Others are from the beaches of Playa Del Rey and Dockweiller Beach, and a few from a meandering stream in the Eastern Sierras near Bishop, and from the coastal foothills above Napa. There are several more from the shore of Bass Lake, just south of Wawona in Yosemite. A large one came from the dirt parking lot aside The Mission Santa Barbara, which we had used to chock our camper tires while we went to Mass there. We have also found a few ancient pottery shards in a stream near Independence.

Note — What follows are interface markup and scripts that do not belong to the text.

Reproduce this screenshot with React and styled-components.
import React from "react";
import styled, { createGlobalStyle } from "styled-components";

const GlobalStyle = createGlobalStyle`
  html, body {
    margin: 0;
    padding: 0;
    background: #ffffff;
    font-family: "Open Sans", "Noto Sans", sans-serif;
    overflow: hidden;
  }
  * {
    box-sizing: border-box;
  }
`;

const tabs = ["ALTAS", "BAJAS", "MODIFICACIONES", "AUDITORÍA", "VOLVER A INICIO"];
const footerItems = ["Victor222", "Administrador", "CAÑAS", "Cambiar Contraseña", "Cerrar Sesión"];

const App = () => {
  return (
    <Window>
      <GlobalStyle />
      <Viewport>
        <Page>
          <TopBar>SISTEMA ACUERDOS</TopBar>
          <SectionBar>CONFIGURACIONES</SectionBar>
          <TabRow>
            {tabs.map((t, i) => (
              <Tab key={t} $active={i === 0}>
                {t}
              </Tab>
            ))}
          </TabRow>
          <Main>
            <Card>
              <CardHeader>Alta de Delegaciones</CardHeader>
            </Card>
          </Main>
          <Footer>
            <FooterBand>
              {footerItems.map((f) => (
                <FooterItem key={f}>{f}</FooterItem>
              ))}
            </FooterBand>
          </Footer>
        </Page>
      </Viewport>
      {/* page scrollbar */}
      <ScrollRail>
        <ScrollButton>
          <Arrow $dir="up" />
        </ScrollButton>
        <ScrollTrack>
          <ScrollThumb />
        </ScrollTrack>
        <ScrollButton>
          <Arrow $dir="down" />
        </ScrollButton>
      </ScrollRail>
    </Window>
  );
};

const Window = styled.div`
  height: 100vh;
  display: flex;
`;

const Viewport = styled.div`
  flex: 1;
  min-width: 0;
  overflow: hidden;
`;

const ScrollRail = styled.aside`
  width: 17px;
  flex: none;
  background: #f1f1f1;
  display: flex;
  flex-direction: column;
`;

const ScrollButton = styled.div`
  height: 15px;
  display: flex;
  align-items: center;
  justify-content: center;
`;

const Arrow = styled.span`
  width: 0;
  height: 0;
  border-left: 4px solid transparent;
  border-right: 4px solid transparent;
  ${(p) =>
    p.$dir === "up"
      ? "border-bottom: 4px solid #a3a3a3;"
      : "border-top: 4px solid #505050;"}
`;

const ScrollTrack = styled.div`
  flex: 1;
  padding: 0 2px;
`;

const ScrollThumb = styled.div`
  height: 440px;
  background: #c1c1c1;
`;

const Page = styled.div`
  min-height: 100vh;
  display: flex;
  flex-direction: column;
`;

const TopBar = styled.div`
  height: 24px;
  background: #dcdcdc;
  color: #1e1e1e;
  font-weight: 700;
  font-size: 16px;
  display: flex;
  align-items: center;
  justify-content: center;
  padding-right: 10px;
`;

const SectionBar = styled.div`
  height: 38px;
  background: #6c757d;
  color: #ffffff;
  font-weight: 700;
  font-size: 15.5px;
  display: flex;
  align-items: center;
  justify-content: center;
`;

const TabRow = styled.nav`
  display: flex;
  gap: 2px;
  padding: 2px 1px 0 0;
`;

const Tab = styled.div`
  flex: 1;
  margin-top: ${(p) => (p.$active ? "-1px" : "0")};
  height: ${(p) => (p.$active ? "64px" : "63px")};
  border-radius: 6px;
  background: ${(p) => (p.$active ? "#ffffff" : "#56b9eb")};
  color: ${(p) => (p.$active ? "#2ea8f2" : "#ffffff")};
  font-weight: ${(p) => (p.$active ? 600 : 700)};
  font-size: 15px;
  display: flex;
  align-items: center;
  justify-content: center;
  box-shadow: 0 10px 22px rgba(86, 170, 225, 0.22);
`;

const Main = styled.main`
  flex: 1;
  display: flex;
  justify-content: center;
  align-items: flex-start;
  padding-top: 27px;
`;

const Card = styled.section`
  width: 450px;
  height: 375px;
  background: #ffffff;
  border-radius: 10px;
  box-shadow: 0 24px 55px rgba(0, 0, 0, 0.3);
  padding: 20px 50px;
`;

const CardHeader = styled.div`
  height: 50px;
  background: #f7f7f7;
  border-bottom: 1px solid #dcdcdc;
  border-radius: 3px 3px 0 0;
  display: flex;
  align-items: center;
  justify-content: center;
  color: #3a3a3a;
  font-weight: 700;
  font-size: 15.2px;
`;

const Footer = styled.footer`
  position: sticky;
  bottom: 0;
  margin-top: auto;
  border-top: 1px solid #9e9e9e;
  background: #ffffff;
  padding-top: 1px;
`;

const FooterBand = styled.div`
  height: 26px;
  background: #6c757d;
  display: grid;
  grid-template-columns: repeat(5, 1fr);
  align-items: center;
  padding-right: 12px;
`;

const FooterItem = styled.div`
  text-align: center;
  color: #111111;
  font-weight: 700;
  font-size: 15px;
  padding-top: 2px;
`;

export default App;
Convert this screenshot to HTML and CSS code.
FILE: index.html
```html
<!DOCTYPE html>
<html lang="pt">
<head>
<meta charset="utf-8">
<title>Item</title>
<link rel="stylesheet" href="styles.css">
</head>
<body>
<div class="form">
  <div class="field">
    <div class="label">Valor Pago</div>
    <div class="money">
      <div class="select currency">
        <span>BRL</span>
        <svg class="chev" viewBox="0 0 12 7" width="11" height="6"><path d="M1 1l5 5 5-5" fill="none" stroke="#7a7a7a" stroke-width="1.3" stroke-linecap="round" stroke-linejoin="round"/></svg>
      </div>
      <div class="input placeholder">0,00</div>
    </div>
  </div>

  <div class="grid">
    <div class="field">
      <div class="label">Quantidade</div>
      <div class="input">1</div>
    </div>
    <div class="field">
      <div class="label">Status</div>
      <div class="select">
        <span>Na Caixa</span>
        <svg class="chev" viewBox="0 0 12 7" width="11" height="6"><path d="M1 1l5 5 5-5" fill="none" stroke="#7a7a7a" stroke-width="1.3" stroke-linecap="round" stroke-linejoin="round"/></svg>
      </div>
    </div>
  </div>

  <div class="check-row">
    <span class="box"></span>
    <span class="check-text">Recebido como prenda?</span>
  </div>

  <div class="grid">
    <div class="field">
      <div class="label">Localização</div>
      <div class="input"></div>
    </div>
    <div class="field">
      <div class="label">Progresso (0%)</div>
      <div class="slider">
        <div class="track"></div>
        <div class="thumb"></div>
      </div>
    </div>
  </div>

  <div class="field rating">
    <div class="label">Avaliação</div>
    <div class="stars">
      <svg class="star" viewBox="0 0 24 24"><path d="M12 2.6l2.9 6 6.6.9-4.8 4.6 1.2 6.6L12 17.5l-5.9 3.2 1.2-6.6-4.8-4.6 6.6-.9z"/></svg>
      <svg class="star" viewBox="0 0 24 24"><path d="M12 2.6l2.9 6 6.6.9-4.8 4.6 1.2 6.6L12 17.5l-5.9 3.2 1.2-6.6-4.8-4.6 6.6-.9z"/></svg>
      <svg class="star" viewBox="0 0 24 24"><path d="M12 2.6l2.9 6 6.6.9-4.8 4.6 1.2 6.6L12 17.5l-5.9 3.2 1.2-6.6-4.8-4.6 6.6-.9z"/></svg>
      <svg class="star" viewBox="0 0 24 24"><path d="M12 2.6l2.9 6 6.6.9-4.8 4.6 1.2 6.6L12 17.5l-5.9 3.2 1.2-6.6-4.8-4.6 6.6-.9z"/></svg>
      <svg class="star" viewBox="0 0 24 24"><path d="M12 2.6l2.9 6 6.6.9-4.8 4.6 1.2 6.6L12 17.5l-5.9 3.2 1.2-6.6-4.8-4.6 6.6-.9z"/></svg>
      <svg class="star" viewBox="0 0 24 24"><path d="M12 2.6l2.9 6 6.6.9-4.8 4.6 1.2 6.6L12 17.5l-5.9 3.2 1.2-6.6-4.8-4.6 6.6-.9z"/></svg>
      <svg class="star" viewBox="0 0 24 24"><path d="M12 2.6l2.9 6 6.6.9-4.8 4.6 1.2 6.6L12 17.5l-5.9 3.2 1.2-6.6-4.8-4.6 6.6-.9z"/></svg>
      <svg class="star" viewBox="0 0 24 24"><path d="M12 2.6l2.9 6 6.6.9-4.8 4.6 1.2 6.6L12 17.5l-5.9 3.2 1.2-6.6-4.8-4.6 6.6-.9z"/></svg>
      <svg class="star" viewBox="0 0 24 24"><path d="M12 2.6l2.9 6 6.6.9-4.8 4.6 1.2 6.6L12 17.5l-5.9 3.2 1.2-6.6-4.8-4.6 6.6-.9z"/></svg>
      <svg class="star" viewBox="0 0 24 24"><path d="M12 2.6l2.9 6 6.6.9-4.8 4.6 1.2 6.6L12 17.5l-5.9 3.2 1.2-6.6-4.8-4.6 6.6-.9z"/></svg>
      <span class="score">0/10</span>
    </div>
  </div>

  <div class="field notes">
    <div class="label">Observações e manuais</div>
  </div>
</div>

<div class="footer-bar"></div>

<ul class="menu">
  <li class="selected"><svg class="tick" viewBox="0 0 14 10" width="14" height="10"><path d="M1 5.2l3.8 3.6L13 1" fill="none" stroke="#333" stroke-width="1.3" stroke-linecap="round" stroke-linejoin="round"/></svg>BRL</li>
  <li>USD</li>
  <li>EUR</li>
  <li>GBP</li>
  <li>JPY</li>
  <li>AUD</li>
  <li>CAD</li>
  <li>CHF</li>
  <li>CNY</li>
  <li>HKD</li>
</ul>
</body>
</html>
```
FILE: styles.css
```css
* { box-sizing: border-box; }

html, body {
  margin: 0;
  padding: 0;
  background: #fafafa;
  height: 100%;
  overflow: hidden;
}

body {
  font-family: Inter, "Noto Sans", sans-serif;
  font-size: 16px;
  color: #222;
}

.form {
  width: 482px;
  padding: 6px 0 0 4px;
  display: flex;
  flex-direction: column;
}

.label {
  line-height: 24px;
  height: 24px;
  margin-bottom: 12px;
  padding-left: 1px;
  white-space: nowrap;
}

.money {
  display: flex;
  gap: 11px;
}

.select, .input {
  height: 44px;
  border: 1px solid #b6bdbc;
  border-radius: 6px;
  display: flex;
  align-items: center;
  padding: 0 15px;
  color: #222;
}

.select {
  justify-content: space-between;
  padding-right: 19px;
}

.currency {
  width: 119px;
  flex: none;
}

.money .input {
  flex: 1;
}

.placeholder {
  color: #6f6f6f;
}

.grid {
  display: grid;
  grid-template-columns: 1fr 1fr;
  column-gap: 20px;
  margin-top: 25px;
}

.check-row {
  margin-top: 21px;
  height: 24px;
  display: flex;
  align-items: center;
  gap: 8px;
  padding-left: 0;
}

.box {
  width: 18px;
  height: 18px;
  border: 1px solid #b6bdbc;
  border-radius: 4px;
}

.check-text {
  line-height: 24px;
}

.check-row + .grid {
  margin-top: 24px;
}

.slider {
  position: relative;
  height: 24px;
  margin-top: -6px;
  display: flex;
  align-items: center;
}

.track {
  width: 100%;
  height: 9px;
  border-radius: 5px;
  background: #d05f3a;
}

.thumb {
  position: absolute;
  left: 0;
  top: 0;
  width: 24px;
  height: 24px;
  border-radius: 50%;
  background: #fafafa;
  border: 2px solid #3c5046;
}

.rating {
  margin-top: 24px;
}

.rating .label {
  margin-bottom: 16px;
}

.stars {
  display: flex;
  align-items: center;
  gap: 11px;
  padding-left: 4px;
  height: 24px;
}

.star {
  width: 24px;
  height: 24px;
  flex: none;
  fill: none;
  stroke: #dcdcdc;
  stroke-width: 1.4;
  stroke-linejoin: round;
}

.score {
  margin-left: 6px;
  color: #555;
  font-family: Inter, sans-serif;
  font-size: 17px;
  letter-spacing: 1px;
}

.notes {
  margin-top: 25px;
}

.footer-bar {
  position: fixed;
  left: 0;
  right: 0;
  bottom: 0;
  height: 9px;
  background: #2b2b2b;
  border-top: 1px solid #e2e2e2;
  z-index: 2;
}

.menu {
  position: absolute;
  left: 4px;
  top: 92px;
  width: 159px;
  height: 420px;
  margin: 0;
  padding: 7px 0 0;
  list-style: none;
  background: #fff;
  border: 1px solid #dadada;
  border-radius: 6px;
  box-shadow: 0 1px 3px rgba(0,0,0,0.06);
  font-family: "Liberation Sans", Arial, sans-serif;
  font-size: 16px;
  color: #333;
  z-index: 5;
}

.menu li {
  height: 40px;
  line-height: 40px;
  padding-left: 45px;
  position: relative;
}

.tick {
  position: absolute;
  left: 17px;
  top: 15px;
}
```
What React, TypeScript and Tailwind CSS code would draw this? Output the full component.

Rocks and stones were belched from the bellies of the earth, the deep of the ocean and were castoff by the grinding and carving of great glaciers – made hard with the passing of time-washed by rain and pressure strengthened by layer upon layer of rich sediment-silt-sludge. Some have traveled the universe and to our solar system crashing in a ball-of-fire, but finally cooling and becoming a part of our world. They have been chipped from the sides of the highest pristine mountains, and sandblasted by siroccos, and become tiny testaments, remaining to remind us of the greatness and the beauty of the Earth.
They remain proud-strong signs, all on their own.
My trail markers are welcome signs now, but moreover remind me of where we have been-hiked, boated, surfed, swam and made camp, and keep me wondering about when and where we will go next, and like the stones, the new strong memories yet to be made and found.
Finally, though, it is always good to be home again.